_Goal of the exercise:_ Repeat the material below exactly, with no pictures.

>> BEGIN Information supplied

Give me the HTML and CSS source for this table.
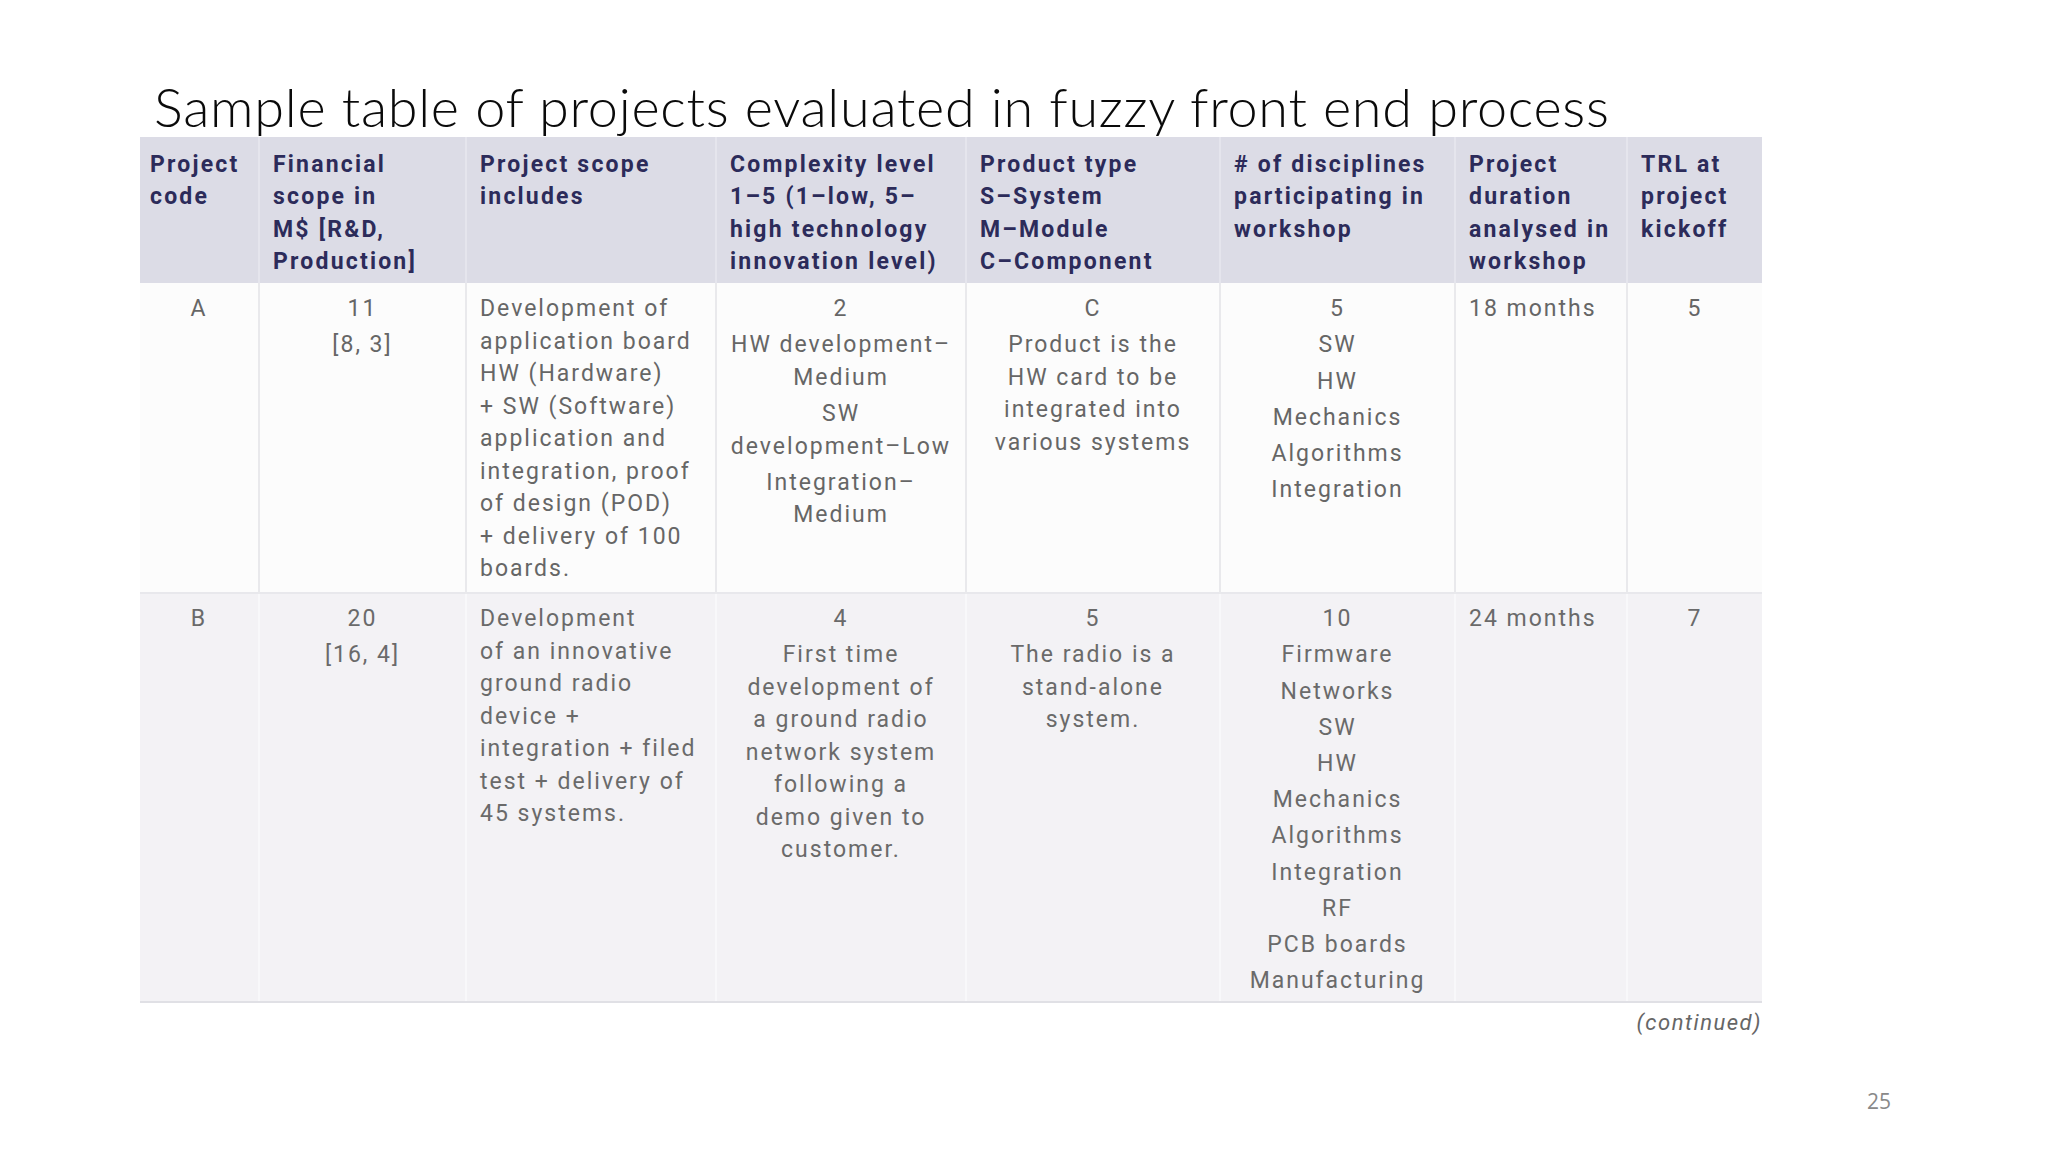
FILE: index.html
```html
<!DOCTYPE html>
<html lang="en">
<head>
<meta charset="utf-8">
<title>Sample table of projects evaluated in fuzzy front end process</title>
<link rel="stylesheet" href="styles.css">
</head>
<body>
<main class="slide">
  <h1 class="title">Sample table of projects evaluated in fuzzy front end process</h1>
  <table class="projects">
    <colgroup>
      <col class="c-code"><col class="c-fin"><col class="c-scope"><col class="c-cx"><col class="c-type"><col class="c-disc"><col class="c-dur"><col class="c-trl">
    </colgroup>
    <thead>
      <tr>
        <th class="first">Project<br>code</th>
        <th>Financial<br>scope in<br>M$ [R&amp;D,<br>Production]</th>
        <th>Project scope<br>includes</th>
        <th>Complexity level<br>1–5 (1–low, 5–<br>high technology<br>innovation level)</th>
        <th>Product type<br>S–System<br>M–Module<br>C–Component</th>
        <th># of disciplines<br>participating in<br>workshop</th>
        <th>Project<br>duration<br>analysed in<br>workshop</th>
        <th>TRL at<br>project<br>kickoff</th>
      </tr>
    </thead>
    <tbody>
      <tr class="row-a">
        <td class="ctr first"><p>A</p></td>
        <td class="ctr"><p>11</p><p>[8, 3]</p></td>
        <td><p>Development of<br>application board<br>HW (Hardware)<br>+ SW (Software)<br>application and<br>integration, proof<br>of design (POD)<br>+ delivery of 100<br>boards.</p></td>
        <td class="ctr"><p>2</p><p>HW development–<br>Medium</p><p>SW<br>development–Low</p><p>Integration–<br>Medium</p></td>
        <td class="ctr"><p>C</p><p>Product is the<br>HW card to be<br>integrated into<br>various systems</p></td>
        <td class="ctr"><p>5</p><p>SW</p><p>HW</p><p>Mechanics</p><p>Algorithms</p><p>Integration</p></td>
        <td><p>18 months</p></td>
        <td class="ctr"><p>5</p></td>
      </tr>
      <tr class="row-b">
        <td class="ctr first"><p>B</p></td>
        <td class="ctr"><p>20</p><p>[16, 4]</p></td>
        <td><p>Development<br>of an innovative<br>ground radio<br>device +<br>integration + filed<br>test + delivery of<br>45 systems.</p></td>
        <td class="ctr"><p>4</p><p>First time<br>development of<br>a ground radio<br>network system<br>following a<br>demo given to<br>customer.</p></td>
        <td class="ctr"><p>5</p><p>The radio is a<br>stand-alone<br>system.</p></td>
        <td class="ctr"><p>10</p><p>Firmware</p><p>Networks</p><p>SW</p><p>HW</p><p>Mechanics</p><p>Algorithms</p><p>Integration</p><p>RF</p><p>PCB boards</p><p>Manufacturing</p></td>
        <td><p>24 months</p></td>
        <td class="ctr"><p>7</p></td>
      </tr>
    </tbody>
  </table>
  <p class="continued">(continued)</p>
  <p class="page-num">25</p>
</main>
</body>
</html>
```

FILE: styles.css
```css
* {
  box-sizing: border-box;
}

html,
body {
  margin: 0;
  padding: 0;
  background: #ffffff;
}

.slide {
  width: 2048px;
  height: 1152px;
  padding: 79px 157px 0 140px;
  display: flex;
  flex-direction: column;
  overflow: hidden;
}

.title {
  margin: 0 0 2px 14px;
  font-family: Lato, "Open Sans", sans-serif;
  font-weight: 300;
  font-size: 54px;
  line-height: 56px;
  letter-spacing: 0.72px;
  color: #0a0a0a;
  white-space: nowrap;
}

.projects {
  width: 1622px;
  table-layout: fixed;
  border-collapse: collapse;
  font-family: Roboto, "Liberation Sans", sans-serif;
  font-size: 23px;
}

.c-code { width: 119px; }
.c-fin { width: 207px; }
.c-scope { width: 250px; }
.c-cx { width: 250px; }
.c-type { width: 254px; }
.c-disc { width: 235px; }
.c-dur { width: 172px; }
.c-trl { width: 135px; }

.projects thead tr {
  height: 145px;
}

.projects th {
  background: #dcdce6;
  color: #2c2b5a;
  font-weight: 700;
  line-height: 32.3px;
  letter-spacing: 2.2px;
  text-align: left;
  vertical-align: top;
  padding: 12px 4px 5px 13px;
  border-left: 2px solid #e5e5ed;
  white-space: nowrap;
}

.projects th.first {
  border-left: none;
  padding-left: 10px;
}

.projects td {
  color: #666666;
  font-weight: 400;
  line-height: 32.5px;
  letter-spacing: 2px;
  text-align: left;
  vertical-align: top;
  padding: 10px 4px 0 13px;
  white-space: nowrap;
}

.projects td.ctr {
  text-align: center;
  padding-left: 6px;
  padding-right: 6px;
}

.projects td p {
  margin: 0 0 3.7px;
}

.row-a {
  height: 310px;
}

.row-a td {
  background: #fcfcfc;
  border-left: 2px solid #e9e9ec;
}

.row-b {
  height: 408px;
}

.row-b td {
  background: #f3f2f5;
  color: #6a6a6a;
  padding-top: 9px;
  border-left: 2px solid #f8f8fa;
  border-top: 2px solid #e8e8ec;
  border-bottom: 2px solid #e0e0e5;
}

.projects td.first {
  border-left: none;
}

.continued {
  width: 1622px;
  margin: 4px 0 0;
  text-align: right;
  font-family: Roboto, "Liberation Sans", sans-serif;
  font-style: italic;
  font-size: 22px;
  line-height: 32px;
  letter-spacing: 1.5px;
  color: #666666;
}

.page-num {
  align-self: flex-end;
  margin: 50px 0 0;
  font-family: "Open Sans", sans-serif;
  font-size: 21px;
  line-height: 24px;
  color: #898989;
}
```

>> END Information supplied

_The output:_
Give me the HTML and CSS source for this table.
FILE: index.html
```html
<!DOCTYPE html>
<html lang="en">
<head>
<meta charset="utf-8">
<title>Sample table of projects evaluated in fuzzy front end process</title>
<link rel="stylesheet" href="styles.css">
</head>
<body>
<main class="slide">
  <h1 class="title">Sample table of projects evaluated in fuzzy front end process</h1>
  <table class="projects">
    <colgroup>
      <col class="c-code"><col class="c-fin"><col class="c-scope"><col class="c-cx"><col class="c-type"><col class="c-disc"><col class="c-dur"><col class="c-trl">
    </colgroup>
    <thead>
      <tr>
        <th class="first">Project<br>code</th>
        <th>Financial<br>scope in<br>M$ [R&amp;D,<br>Production]</th>
        <th>Project scope<br>includes</th>
        <th>Complexity level<br>1–5 (1–low, 5–<br>high technology<br>innovation level)</th>
        <th>Product type<br>S–System<br>M–Module<br>C–Component</th>
        <th># of disciplines<br>participating in<br>workshop</th>
        <th>Project<br>duration<br>analysed in<br>workshop</th>
        <th>TRL at<br>project<br>kickoff</th>
      </tr>
    </thead>
    <tbody>
      <tr class="row-a">
        <td class="ctr first"><p>A</p></td>
        <td class="ctr"><p>11</p><p>[8, 3]</p></td>
        <td><p>Development of<br>application board<br>HW (Hardware)<br>+ SW (Software)<br>application and<br>integration, proof<br>of design (POD)<br>+ delivery of 100<br>boards.</p></td>
        <td class="ctr"><p>2</p><p>HW development–<br>Medium</p><p>SW<br>development–Low</p><p>Integration–<br>Medium</p></td>
        <td class="ctr"><p>C</p><p>Product is the<br>HW card to be<br>integrated into<br>various systems</p></td>
        <td class="ctr"><p>5</p><p>SW</p><p>HW</p><p>Mechanics</p><p>Algorithms</p><p>Integration</p></td>
        <td><p>18 months</p></td>
        <td class="ctr"><p>5</p></td>
      </tr>
      <tr class="row-b">
        <td class="ctr first"><p>B</p></td>
        <td class="ctr"><p>20</p><p>[16, 4]</p></td>
        <td><p>Development<br>of an innovative<br>ground radio<br>device +<br>integration + filed<br>test + delivery of<br>45 systems.</p></td>
        <td class="ctr"><p>4</p><p>First time<br>development of<br>a ground radio<br>network system<br>following a<br>demo given to<br>customer.</p></td>
        <td class="ctr"><p>5</p><p>The radio is a<br>stand-alone<br>system.</p></td>
        <td class="ctr"><p>10</p><p>Firmware</p><p>Networks</p><p>SW</p><p>HW</p><p>Mechanics</p><p>Algorithms</p><p>Integration</p><p>RF</p><p>PCB boards</p><p>Manufacturing</p></td>
        <td><p>24 months</p></td>
        <td class="ctr"><p>7</p></td>
      </tr>
    </tbody>
  </table>
  <p class="continued">(continued)</p>
  <p class="page-num">25</p>
</main>
</body>
</html>
```

FILE: styles.css
```css
* {
  box-sizing: border-box;
}

html,
body {
  margin: 0;
  padding: 0;
  background: #ffffff;
}

.slide {
  width: 2048px;
  height: 1152px;
  padding: 79px 157px 0 140px;
  display: flex;
  flex-direction: column;
  overflow: hidden;
}

.title {
  margin: 0 0 2px 14px;
  font-family: Lato, "Open Sans", sans-serif;
  font-weight: 300;
  font-size: 54px;
  line-height: 56px;
  letter-spacing: 0.72px;
  color: #0a0a0a;
  white-space: nowrap;
}

.projects {
  width: 1622px;
  table-layout: fixed;
  border-collapse: collapse;
  font-family: Roboto, "Liberation Sans", sans-serif;
  font-size: 23px;
}

.c-code { width: 119px; }
.c-fin { width: 207px; }
.c-scope { width: 250px; }
.c-cx { width: 250px; }
.c-type { width: 254px; }
.c-disc { width: 235px; }
.c-dur { width: 172px; }
.c-trl { width: 135px; }

.projects thead tr {
  height: 145px;
}

.projects th {
  background: #dcdce6;
  color: #2c2b5a;
  font-weight: 700;
  line-height: 32.3px;
  letter-spacing: 2.2px;
  text-align: left;
  vertical-align: top;
  padding: 12px 4px 5px 13px;
  border-left: 2px solid #e5e5ed;
  white-space: nowrap;
}

.projects th.first {
  border-left: none;
  padding-left: 10px;
}

.projects td {
  color: #666666;
  font-weight: 400;
  line-height: 32.5px;
  letter-spacing: 2px;
  text-align: left;
  vertical-align: top;
  padding: 10px 4px 0 13px;
  white-space: nowrap;
}

.projects td.ctr {
  text-align: center;
  padding-left: 6px;
  padding-right: 6px;
}

.projects td p {
  margin: 0 0 3.7px;
}

.row-a {
  height: 310px;
}

.row-a td {
  background: #fcfcfc;
  border-left: 2px solid #e9e9ec;
}

.row-b {
  height: 408px;
}

.row-b td {
  background: #f3f2f5;
  color: #6a6a6a;
  padding-top: 9px;
  border-left: 2px solid #f8f8fa;
  border-top: 2px solid #e8e8ec;
  border-bottom: 2px solid #e0e0e5;
}

.projects td.first {
  border-left: none;
}

.continued {
  width: 1622px;
  margin: 4px 0 0;
  text-align: right;
  font-family: Roboto, "Liberation Sans", sans-serif;
  font-style: italic;
  font-size: 22px;
  line-height: 32px;
  letter-spacing: 1.5px;
  color: #666666;
}

.page-num {
  align-self: flex-end;
  margin: 50px 0 0;
  font-family: "Open Sans", sans-serif;
  font-size: 21px;
  line-height: 24px;
  color: #898989;
}
```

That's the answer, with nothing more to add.